DeWulf never played Agassi or Sampras though he did practice with Pete a few times. His memory was that Pete only wanted to hit balls for an hour. At the end Filip requested to play one tiebreak so he could get more out of the practice. Pete replied, “Really?” Pete then stepped up his game and won 7-0.

DeWulf said his very best win and perforamnce was a 63 62 63 win against Enqvist at 1998 Roland Garros R 32. DeWulf got to 39 in the worldin the rankings and won two ATP singles titles, in Kitzbuhel (’97) and Vienna (’95). In case you thought his 97 run to the semis was a fluke, it was not.

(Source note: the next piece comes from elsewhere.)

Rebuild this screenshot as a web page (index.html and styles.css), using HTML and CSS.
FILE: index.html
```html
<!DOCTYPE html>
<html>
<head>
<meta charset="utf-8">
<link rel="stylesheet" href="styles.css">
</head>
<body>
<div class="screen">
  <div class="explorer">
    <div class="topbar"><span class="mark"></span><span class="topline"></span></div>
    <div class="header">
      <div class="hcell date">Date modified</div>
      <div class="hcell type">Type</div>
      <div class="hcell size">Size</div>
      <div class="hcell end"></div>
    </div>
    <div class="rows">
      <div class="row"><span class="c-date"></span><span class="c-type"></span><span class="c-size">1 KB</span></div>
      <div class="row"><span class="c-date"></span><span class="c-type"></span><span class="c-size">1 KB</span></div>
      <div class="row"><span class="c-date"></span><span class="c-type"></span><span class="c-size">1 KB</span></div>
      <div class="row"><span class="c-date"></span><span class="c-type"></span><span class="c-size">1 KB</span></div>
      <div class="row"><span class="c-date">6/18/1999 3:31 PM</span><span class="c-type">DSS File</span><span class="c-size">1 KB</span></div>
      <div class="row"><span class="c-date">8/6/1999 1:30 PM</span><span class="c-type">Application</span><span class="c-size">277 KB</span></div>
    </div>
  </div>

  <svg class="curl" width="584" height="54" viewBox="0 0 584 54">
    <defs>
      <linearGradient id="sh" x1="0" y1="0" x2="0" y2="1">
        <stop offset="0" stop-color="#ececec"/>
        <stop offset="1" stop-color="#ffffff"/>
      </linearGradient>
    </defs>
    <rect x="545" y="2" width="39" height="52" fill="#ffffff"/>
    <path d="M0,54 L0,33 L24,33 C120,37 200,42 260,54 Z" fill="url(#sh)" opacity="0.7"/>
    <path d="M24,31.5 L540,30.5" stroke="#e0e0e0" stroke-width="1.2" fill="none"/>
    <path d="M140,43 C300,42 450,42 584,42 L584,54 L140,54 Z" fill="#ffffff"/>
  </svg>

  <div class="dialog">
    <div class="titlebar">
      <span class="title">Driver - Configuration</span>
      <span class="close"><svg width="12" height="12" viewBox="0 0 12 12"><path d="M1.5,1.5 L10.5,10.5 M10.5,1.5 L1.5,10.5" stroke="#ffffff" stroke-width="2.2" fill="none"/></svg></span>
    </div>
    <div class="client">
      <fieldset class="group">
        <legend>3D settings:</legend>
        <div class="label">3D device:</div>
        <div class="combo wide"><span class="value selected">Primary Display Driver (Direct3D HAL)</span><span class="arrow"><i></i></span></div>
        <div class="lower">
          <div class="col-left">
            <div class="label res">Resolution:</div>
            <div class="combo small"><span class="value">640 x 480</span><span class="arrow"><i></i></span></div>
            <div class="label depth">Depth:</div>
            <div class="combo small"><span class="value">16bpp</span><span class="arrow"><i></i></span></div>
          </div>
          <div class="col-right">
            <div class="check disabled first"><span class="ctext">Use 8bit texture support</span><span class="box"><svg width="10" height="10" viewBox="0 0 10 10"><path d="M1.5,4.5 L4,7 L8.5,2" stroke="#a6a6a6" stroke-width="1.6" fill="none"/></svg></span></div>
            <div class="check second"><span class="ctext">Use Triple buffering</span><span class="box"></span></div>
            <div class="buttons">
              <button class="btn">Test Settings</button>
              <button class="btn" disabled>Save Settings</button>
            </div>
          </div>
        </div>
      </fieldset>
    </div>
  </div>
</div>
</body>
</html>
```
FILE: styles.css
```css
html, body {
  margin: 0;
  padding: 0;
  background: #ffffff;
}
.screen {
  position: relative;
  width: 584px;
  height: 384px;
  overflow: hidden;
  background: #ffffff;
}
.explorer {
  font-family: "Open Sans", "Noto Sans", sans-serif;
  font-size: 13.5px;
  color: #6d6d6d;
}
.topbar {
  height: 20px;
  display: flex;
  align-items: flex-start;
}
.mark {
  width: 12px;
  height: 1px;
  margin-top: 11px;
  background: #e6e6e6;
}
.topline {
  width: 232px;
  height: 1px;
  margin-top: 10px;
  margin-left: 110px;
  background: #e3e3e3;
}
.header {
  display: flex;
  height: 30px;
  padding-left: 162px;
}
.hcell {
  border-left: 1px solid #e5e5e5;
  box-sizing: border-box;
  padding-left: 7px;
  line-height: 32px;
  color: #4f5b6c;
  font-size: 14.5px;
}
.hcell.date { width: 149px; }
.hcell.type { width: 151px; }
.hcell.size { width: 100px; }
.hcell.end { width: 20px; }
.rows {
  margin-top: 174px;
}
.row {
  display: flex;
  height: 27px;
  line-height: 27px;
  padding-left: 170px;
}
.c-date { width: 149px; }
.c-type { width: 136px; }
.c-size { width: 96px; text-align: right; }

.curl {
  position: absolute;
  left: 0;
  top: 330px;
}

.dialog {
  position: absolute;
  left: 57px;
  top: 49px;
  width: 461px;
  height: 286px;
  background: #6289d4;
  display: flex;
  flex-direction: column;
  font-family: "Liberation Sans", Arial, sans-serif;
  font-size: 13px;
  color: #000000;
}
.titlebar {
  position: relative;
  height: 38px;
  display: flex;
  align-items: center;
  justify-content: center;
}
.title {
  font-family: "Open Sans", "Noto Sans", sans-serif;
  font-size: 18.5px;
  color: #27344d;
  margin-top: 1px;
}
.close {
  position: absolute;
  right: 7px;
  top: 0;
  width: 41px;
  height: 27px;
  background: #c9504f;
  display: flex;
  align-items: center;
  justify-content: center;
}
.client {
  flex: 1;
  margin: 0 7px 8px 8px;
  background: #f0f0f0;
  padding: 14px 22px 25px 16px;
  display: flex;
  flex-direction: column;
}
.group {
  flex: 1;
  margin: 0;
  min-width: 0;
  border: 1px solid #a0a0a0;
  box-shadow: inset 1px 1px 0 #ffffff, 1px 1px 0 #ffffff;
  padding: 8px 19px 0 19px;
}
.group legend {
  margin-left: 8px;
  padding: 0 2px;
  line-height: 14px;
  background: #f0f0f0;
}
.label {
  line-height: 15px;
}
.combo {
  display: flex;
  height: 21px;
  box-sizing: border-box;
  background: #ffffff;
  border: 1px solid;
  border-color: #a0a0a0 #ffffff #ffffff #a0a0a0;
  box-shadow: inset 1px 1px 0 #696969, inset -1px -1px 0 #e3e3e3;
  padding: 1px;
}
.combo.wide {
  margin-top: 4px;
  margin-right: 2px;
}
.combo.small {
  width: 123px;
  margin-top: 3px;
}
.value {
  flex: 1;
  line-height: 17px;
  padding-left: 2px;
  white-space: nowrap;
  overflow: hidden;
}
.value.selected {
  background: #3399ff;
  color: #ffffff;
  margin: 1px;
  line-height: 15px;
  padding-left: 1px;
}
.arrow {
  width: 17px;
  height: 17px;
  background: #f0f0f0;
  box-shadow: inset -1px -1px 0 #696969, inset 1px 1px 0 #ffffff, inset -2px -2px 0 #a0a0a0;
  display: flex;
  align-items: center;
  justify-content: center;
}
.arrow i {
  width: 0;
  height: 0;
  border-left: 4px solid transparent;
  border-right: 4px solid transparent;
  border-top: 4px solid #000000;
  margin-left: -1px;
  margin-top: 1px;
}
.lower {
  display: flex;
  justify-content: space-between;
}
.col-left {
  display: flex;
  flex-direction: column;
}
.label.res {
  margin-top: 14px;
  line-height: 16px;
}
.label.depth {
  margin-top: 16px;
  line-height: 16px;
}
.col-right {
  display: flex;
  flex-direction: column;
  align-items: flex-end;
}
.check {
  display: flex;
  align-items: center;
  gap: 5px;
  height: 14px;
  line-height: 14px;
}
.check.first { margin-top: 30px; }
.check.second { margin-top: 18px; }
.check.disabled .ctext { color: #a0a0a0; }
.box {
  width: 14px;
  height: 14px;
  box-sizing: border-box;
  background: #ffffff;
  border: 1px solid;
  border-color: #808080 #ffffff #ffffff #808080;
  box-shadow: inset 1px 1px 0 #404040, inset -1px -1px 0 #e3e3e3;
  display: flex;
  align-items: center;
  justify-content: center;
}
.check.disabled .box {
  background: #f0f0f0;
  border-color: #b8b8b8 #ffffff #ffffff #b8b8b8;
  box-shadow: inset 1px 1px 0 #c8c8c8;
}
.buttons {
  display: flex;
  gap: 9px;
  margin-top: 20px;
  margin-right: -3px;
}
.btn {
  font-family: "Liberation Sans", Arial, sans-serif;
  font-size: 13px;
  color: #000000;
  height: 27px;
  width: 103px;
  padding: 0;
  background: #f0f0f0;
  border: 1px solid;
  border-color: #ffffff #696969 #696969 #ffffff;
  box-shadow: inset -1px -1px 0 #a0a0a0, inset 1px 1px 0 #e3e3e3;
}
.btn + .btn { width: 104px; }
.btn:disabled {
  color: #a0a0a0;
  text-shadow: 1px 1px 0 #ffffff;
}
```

He reached the 98 quarterfinals with wins over Larsson, Martelli, Enqvist and Clavet before losing to Corretja who he had beaten the year before on a windy day.

DeWulf said he played Rios twice and lost both times like 61 62, he said Rios played too fast and he just couldn’t do anything. He also trained with hewitt once in Belgium in winter when Hewitt was there visiting his then girlfriend Kim Clijsters in 2001 or 2002. He lost their set 76 but said he really didn’t see anything spectacular or very special from Hewitt other than his speed and super consistency.

Another story I was told happened in the locker room in the late 90s. Patrick Rafter came back to the locker room and just left his open bag on the floor by his locker without asking an attendant to store his belongings into his locker – only attendants have the keys and the player must tell the an attendant to open his locker. Rafter dropped his bag and then left for three hours. When he returned he noticed his Rolex, which was in his bag, was missing.

Rafter told the manager about it and  was assured that there was no chance an attendant would have stolen it. Rafter was also told that he should have asked the attendant to open his locker and put his bag away and not leave it on the floor wide open for three hours. Rafter accepted the explanation with class and cool but the thief of the watch was never found. The unsolved mystery remains: Which ATP player or credential wearing visitor in the locker room stole the watch?